* BEGIN *
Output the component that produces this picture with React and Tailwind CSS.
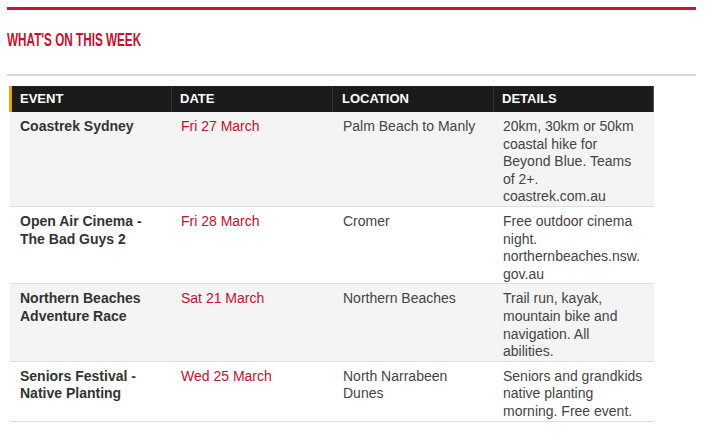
* END *
* BEGIN *
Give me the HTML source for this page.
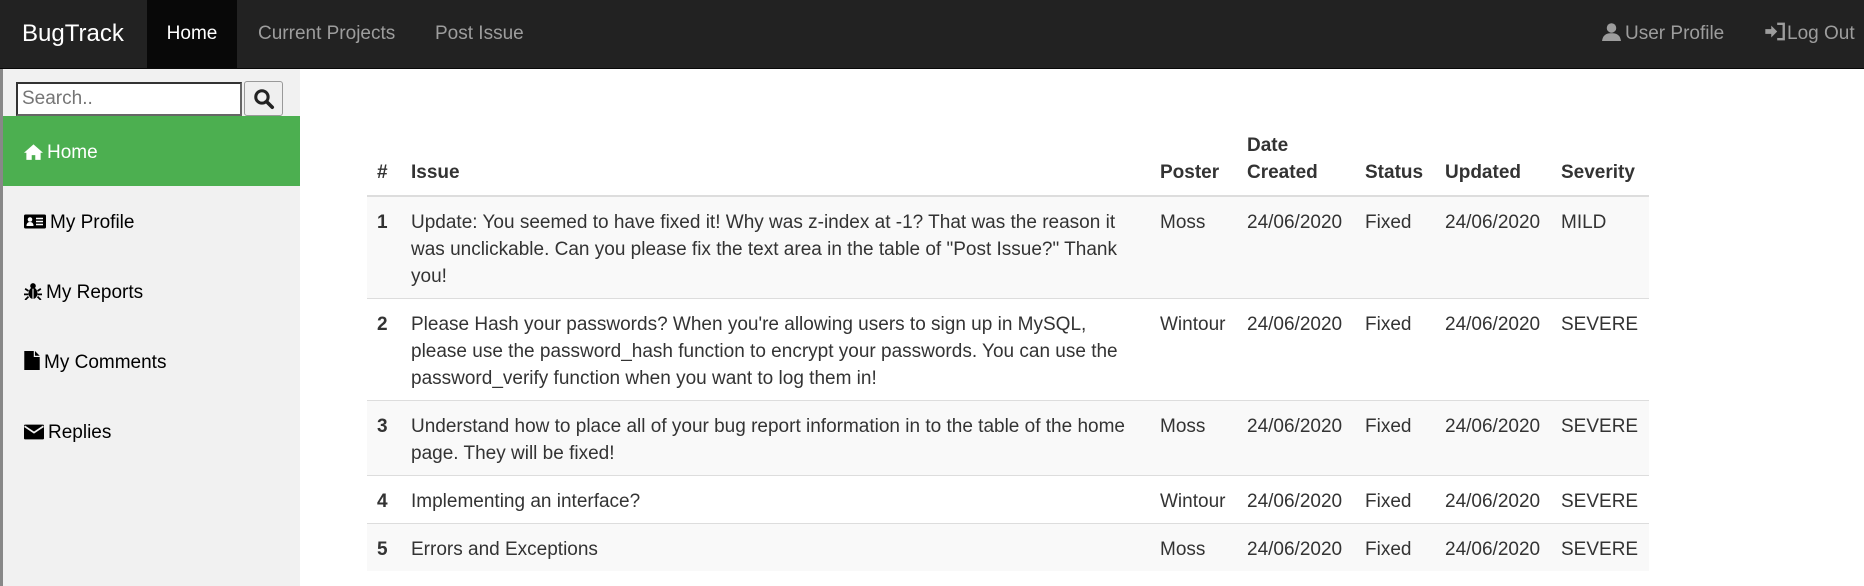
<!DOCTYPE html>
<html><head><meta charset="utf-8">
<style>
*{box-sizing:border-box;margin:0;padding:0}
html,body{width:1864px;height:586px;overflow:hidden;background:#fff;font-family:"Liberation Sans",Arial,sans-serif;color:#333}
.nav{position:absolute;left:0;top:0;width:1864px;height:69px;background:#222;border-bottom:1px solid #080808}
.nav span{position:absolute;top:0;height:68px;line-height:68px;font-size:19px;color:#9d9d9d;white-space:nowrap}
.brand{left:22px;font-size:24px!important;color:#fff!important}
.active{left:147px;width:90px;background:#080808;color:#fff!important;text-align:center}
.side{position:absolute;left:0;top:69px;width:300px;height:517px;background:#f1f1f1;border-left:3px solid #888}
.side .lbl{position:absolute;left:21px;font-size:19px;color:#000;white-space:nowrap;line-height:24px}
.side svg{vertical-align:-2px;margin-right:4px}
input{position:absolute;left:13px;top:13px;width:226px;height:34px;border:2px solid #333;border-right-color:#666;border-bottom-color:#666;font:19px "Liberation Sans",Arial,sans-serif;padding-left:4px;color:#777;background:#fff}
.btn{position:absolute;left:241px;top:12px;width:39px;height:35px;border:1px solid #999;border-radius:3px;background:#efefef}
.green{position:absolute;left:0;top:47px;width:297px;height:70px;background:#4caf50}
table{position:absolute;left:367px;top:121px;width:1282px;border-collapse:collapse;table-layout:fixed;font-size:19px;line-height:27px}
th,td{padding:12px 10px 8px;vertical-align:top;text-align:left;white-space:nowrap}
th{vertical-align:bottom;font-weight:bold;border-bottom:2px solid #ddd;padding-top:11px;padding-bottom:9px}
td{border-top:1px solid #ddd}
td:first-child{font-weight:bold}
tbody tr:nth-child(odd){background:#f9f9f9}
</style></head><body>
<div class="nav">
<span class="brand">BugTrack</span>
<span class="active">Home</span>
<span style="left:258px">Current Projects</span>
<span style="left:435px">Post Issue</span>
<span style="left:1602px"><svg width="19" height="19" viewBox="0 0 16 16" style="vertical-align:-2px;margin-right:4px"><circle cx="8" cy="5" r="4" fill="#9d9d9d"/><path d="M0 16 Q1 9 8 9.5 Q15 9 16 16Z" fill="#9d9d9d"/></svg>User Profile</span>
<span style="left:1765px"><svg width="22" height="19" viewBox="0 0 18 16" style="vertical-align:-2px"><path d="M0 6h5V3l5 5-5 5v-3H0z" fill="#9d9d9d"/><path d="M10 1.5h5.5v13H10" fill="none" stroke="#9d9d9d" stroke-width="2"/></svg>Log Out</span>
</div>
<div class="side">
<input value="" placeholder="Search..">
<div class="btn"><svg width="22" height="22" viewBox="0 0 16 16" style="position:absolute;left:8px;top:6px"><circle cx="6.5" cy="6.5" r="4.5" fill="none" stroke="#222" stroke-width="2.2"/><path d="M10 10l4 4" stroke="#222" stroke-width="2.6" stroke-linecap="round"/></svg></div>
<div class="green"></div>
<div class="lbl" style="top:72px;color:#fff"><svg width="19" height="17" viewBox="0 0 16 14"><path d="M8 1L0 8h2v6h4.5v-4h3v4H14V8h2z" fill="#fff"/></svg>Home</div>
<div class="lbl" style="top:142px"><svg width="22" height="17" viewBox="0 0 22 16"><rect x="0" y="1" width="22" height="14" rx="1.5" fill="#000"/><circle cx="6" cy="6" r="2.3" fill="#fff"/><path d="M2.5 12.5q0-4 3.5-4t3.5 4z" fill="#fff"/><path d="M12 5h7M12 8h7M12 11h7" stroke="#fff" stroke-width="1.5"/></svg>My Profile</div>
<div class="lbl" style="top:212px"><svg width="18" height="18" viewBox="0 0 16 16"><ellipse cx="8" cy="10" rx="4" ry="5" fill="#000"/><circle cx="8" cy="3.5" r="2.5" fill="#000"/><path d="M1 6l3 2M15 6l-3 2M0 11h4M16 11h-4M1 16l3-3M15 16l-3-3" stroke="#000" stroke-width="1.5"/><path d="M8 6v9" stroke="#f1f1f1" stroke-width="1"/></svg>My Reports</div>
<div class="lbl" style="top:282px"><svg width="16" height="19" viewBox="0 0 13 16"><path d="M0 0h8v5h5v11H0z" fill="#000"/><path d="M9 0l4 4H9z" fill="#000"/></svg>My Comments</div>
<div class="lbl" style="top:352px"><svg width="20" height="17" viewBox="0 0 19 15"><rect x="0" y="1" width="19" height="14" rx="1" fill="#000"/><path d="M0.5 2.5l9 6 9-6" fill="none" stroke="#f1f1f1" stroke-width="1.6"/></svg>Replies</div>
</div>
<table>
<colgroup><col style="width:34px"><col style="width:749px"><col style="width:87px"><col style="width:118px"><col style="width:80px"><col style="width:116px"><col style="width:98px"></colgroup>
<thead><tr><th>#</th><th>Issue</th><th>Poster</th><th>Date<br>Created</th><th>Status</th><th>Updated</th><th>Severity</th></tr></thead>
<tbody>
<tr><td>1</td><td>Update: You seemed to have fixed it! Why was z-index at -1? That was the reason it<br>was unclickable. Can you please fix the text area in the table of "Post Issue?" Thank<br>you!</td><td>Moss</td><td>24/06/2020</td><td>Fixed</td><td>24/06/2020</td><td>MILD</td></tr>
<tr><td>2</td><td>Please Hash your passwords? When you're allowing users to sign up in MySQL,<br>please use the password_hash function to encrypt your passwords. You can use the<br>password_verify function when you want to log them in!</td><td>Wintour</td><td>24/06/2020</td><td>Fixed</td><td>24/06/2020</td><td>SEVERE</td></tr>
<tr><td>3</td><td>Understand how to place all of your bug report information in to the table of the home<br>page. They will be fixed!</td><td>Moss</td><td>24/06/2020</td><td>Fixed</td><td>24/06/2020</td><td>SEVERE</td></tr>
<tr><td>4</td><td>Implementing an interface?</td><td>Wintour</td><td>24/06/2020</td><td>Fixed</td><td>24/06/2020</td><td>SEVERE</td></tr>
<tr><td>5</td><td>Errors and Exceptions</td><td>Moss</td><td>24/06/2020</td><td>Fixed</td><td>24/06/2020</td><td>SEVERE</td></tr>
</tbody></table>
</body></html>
* END *
▶ [What is being asked]:
Report how many lines of the data hold the string "this"; give only the number.

▶ [Expected answer]:
2